Welcome to Moscow, Megan Stack

Fresh from hardcore postings in Baghdad and Beirut, the Los Angeles Times sends a new reporter to Moscow. Megan K. Stack delivers some first impressions of the crushing misery of income inequality as experienced in Moscow’s metro. Although we’ll all miss the great reporting from Kim Murphy (who actually left Russia quite a while back), it is great to see this paper assign its top talent to a country of increasing importance in world affairs.

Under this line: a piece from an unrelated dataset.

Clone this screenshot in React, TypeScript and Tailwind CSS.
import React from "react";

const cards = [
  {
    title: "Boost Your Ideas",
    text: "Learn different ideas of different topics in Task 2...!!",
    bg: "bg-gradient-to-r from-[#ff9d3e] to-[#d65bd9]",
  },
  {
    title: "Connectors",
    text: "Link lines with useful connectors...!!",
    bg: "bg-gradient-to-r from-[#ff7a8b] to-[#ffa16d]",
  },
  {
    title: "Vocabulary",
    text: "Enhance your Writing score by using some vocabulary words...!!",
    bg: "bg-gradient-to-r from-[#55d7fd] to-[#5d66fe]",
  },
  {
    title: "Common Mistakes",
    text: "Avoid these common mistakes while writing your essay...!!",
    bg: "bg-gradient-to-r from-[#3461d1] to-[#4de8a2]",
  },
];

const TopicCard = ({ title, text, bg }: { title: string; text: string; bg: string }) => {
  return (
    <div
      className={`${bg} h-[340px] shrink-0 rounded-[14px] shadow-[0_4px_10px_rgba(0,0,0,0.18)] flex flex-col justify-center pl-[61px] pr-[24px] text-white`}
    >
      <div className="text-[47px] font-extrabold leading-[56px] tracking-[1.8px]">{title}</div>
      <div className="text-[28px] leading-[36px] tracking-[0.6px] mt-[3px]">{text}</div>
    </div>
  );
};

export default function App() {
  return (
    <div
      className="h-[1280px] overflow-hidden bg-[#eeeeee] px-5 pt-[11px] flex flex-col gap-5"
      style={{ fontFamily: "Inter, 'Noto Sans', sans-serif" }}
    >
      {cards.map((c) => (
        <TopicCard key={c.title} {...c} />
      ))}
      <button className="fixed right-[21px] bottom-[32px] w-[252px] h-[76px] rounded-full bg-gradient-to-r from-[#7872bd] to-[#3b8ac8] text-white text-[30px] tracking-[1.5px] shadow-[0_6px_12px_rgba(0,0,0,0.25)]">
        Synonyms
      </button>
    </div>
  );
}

Read more about Stack’s experiences reporting from war zones here. latimes010808.jpg A disabled man begs in the Moscow Metro. “When you take that escalator down and look at those faces, get hit with all of that anxiety, all of the worry, it’s incredible,” one Russian says of the subway. (Sergei L. Loiko / Los Angeles Times) From the article:

Since moving to Moscow seven months ago, I’ve been schooled in the stark realities of Russian society by daily rides to language classes and the office on the Metro. The vast sprawl of tracks and tunnels seems to offer a direct line into Moscow’s soul — a place of faded elegance and hopeless cynicism, debauchery and destitution, barely contained brutality and touches of kindness. It’s potent stuff, and some days I just don’t have the stomach for it. I have to force myself to walk into the station, and spend the whole commute staring at my shoes, afraid of what I’ll see if I let my eyes rove.